The idea that dressing a certain way will help African Americans transcend racism has persisted for generations, in spite of the fact that it is just not true. If anything, respectability politics are a form of victim-blaming that hold the marginalized accountable for the ill treatment they receive rather than institutional forms of oppression that devalue some people and exalt others. Given how they unevenly target certain families along class, gender, and racial lines, restrictive dress codes are tools of such oppression.
Students and their families shouldn’t have to prove themselves worthy of respect
Students and parents don’t show up to school to prove they’re worthy of equal treatment, and neither need to make a point to dress well to receive a public education. Principal Brown suggested that parents need to be examples for children by showing them what’s acceptable to wear in a professional setting. But as Lisa Frack, the president of Oregon’s National Organization for Women, pointed out to Vox in September, not every child is going to work in a bank or a law office. Some may be artists, auto mechanics, work from home, or end up living in a country like China, where pajamas in public are completely common.
In 2015, Oregon NOW devised a “model dress code” to prevent discrimination and disruption. It allows short-shorts, tank tops, leggings, and other items schools have banned. The dress code has been adopted by schools across the country with no reported upticks in misbehavior or other problems. It turns out that what students wear doesn’t hinder their ability to learn.

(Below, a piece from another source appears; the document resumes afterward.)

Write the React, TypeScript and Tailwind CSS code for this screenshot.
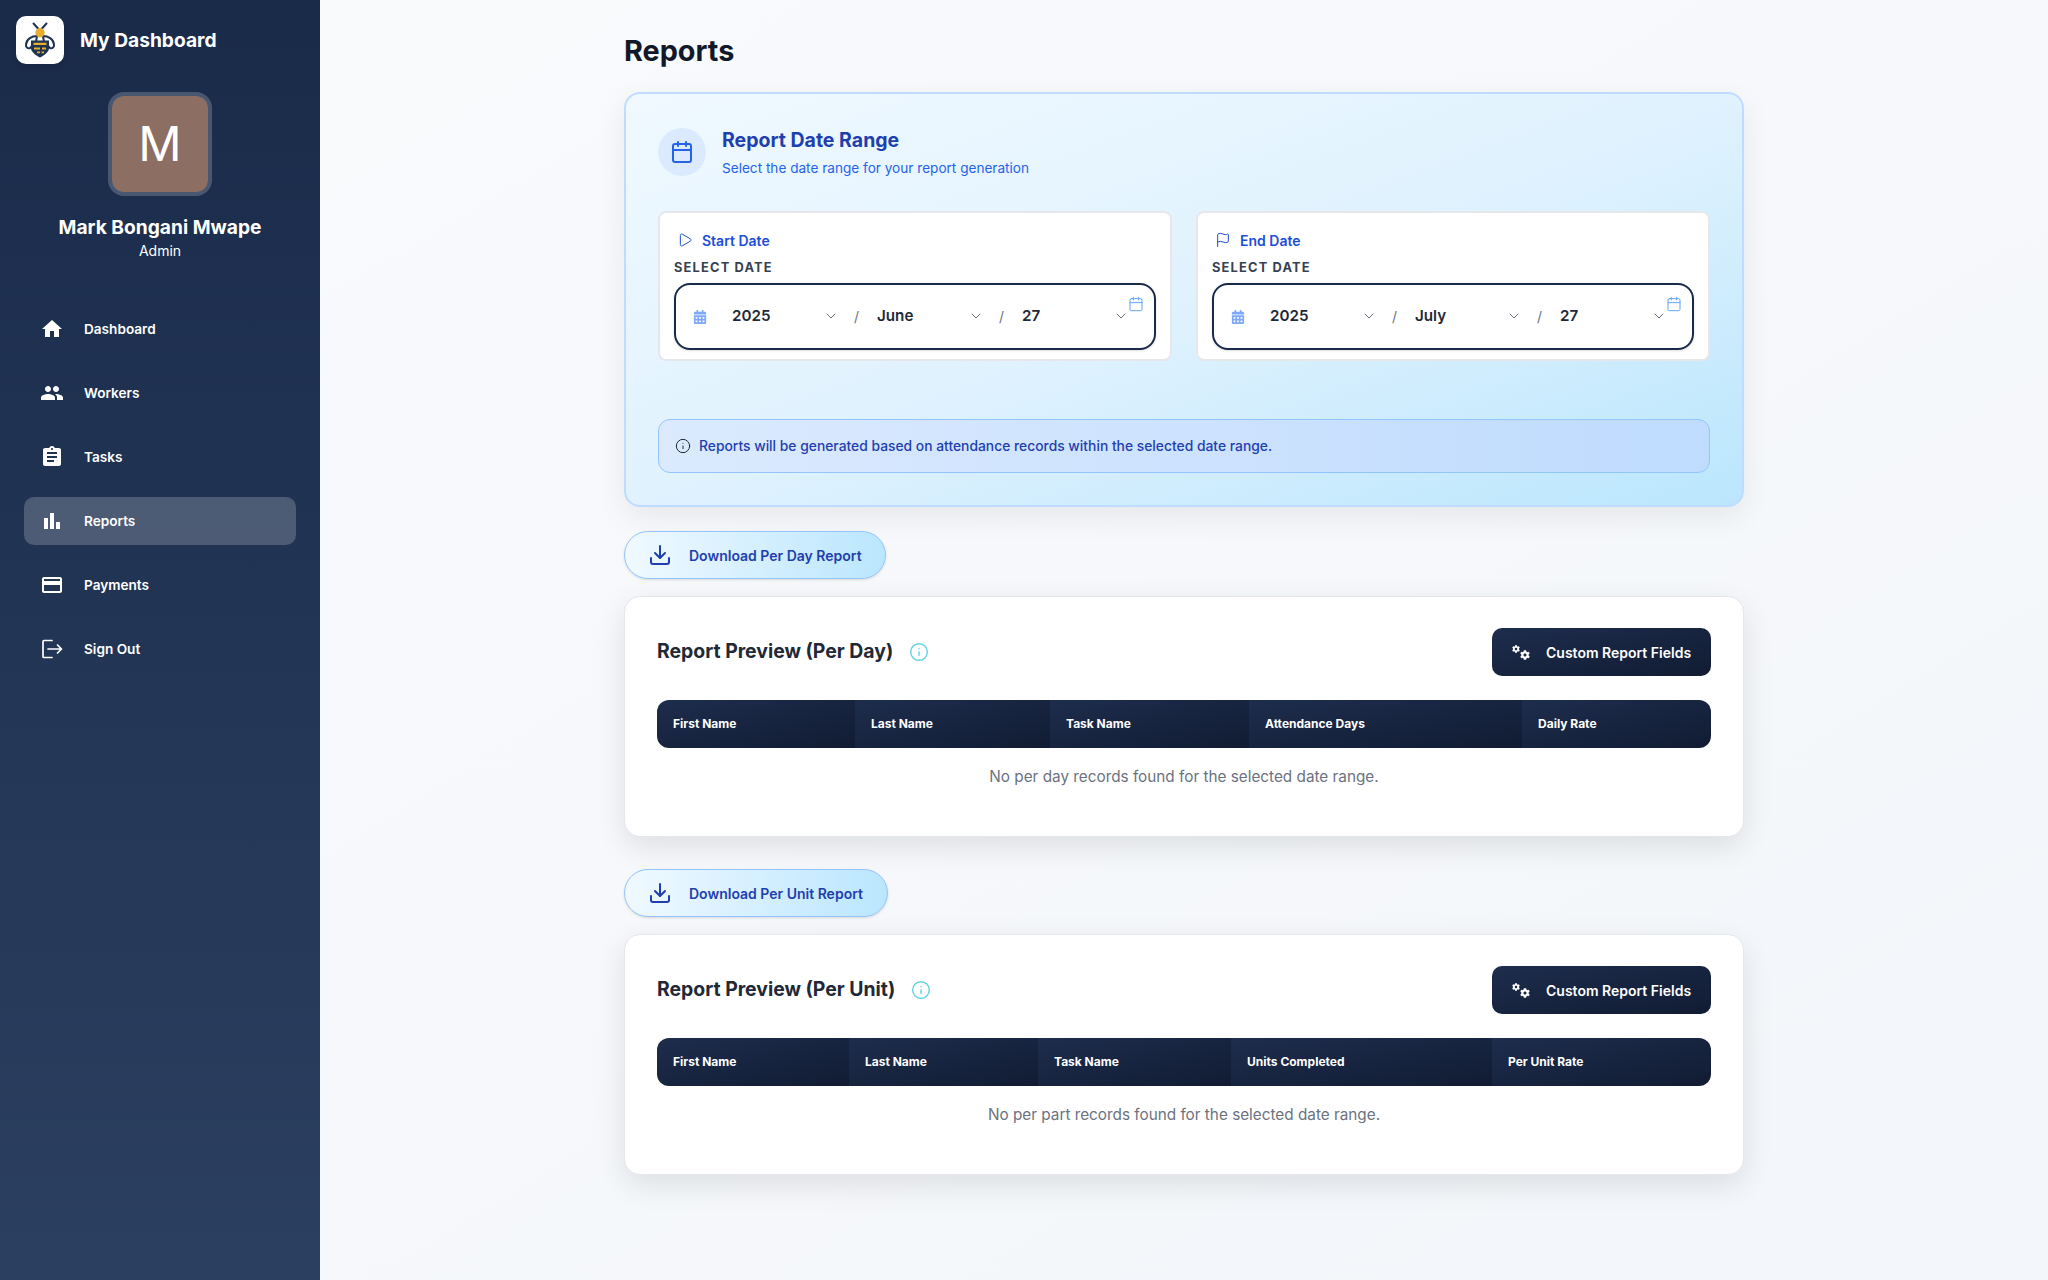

Moreover, how parents dress doesn’t make them good or bad examples for their children. Instead of applauding adults for taking an active role in their children’s education, the school’s policies shame them using the very same tactics that have repressed young people and their families for generations. By focusing on appearance, the administration has forgotten what matters most: that students and parents are showing up to school at all.